Cet immeuble de la Délégation a été inspiré par les mystères évanescents du cristal de roche. Le nouveau Musée de Toronto aura pour thème le concept de la lumière, qui infusera l’immeuble par une cour intérieure et des murs de verre aux différents motifs. De l’extérieur, il brillera de jour comme de nuit, illuminé par le soleil et la lune. Cette utilisation de la lumière nous rappelle la lumière divine du Créateur reflétée dans la luminescence de l’inspiration humaine et des communautés vibrantes et transparentes.
Comme l’a écrit le poète Rûmi : « …la lumière qui illumine l’œil est également la lumière du cœur, mais la lumière qui illumine le cœur est la lumière de Dieu. »

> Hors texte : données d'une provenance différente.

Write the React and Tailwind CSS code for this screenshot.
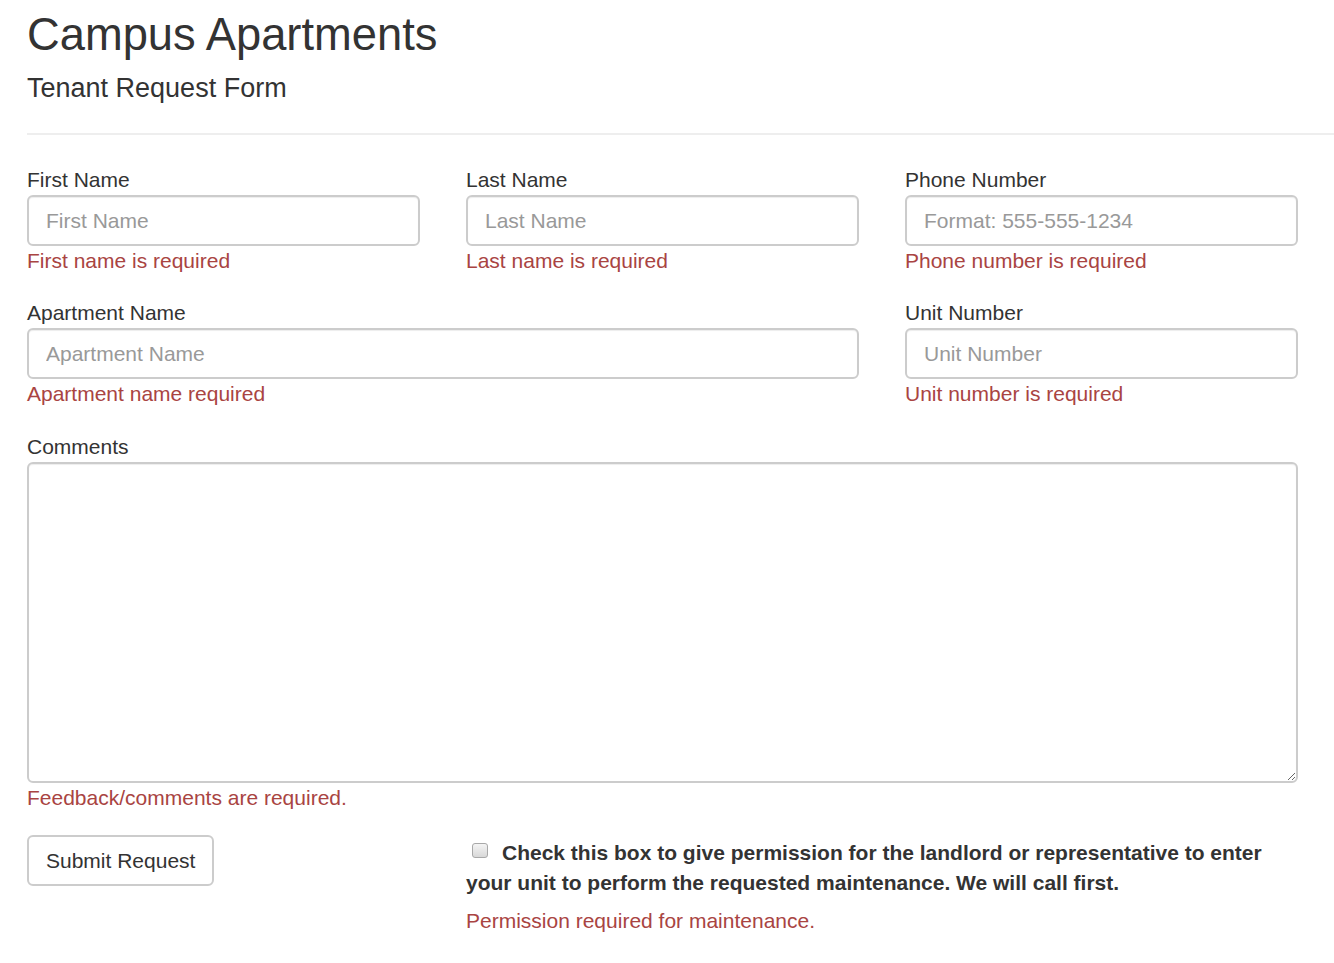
import { useState } from 'react'

const FIELD =
  'block w-full h-[51px] px-[17px] text-[21px] text-[#555] bg-white border-2 border-[#ccc] rounded-[6px] shadow-[inset_0_1px_1px_rgba(0,0,0,0.075)] placeholder:text-[#999] outline-none'

function Field({ label, placeholder, error, className = '' }) {
  return (
    <div className={className}>
      <label className="block leading-[30px]">{label}</label>
      <input type="text" placeholder={placeholder} className={FIELD} />
      <p className="leading-[30px] text-[#a94442]">{error}</p>
    </div>
  )
}

export default function App() {
  const [checked, setChecked] = useState(false)

  return (
    <div className="min-h-screen bg-white text-[#333] text-[21px] font-['Liberation_Sans',Arial,sans-serif]">
      {/* Header */}
      <div className="pl-[27px] pt-[10px]">
        <h1 className="text-[45.3px] leading-[50px] font-normal">Campus Apartments</h1>
        <h4 className="mt-[13px] text-[27px] leading-[30px] font-normal">Tenant Request Form</h4>
        <hr className="mt-[30px] border-0 border-t-2 border-[#eee]" />
      </div>

      {/* Form */}
      <form className="pl-[27px] pt-[30px] w-[1298px]" onSubmit={e => e.preventDefault()}>
        <div className="grid grid-cols-3 gap-x-[46px] gap-y-[22px]">
          <Field label="First Name" placeholder="First Name" error="First name is required" />
          <Field label="Last Name" placeholder="Last Name" error="Last name is required" />
          <Field label="Phone Number" placeholder="Format: 555-555-1234" error="Phone number is required" />
          <Field label="Apartment Name" placeholder="Apartment Name" error="Apartment name required" className="col-span-2" />
          <Field label="Unit Number" placeholder="Unit Number" error="Unit number is required" />
        </div>

        <div className="mt-[23px]">
          <label className="block leading-[30px]">Comments</label>
          <textarea className="block w-full h-[321px] px-[17px] py-[8px] text-[21px] bg-white border-2 border-[#ccc] rounded-[6px] shadow-[inset_0_1px_1px_rgba(0,0,0,0.075)] outline-none resize-y" />
          <p className="leading-[30px] text-[#a94442]">Feedback/comments are required.</p>
        </div>

        <div className="mt-[22px] grid grid-cols-3 gap-x-[46px]">
          <div>
            <button type="submit" className="h-[51px] px-[17px] text-[21px] text-[#333] bg-white border-2 border-[#ccc] rounded-[6px]">
              Submit Request
            </button>
          </div>
          <div className="col-span-2 pt-[3px]">
            <label className="block font-bold leading-[30px] cursor-pointer" onClick={() => setChecked(c => !c)}>
              <span className="inline-block align-[2px] ml-[6px] mr-[14px] w-[16px] h-[15px] rounded-[3px] border border-[#a8a8a8] bg-gradient-to-b from-[#f4f4f4] to-[#d8d8d8] relative">
                {checked && <span className="absolute inset-0 flex items-center justify-center text-[11px] leading-none text-[#333]">✓</span>}
              </span>
              Check this box to give permission for the landlord or representative to enter your unit to perform the requested maintenance. We will call first.
            </label>
            <p className="mt-[8px] leading-[30px] text-[#a94442]">Permission required for maintenance.</p>
          </div>
        </div>
      </form>
    </div>
  )
}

Le Musée de Toronto appartiendra au cadre institutionnel du Trust Aga Khan pour la Culture, soutenant déjà des projets de restauration et de conservation de l’héritage culturel dans des pays comme la Syrie, l’Inde, le Pakistan et des régions d’Asie centrale, ainsi que des musées en Égypte, à Zanzibar et à Chantilly, en France.
Comme le Musée, le Centre Ismaili fera partie d’un réseau de soutien mondial, un groupe de centres actuellement établis à Vancouver, Londres, Lisbonne, Dubaï et Dushanbe, et dont des ouvertures sont prévues à Houston, Los Angeles et Paris. Le point d’intérêt du Centre de Toronto sera une salle de prière circulaire vouée à la réflexion spirituelle, alors que d’autres salles favoriseront l’approfondissement du lien avec la vaste communauté dans laquelle vivent les Ismailis.
Le Centre a été conçu par Charles Correa, architecte primé établi à Mumbai. L’immeuble sera constitué d’un dôme de verre givré cristallin se tenant comme un phare au sommet d’un immeuble situé lui-même sur le plus haut point du site, et illuminant la salle de prière et son mur de la Qibla.
Le parc en entier totalisera quelque 75 000 mètres carrés et sera un site fort impressionnant! Il a été conçu par Vladimir Djurovic, un artiste établi au Liban et sélectionné suite à une compétition internationale.
Sa conception s’inspire des jardins islamiques traditionnels, et particulièrement des jardins d’Al Hambra, à leur apogée pendant la grande époque de l’empire espagnol, durant lequel les musulmans, juifs et chrétiens cohabitaient en harmonie créative.
Le parc combinera des espaces paisibles et des espaces actifs, des ères ouvertes et des formes définies, la formalité et l’informalité, les caractères traditionnel et contemporain. Il fera partie d’une série de parcs conçus grâce au Trust Aga Khan pour la Culture tels que le sont le parc Al-Azhar au Caire, le parc Khorog au Tadjikistan, la restauration des jardins de Bâbur à Kaboul et des jardins du tombeau de Humayun à Delhi, le parc Forodhani à Zanzibar et d’autres nouveaux parcs en cours de développement à Bamako, Nairobi, Vancouver et Edmonton.
En tout et pour tout, le complexe de la promenade Wynford représentera une riche mosaïque tissée de fils variés. Et si ce rêve est maintenant si près de la réalité, c’est grâce à ceux et celles qui y ont profondément cru.
Nous sommes extrêmement reconnaissants envers le soutien de tant d’agents publics, des premiers ministres canadiens qui se sont succédés, de leaders régionaux et municipaux, et de conseillers municipaux locaux comme John Parker et son prédécesseur, Jane Pitfield. Nous saluons également les entrepreneurs de Carillion qui travaillent à la mise en œuvre du projet, ainsi que les musées partenaires du monde entier, les membres de la famille Bata dont le soutien a été extrêmement bénéfique, et les employés et bénévoles qui ont tellement donné d’eux-mêmes dans cette entreprise.
Nous devons beaucoup à ceux et celles qui ont contribué par leur temps, leurs dons et leurs talents à ce projet, et particulièrement à la communauté ismailie du Canada et du monde qui a participé au développement des Centres Ismailis et des Jamatkhanas, et au fonds constitué pour commémorer mon Jubilée d’Or. Ce projet a été désigné comme projet du Jubilée d’Or et bénéficie donc de ces dons si généreux.
En conclusion, je vous remercie tous et toutes encore de votre présence à cet événement. J’espère que vous sentirez, comme c’est le cas pour moi, que vous avez participé à la célébration toute particulière d’un effort impressionnant de par son ampleur, son ambition esthétique et son inspiration culturelle, contribuant ainsi de la meilleure manière possible au pluralisme canadien.
Alors que nous nous tournons vers l’avenir, nous pouvons anticiper avec confiance que le complexe de la promenade Wynford sera une des beautés du futur - un cadeau que notre génération offrira fièrement aux générations futures - et qu’il célèbrera également avec justesse, le legs des générations passées.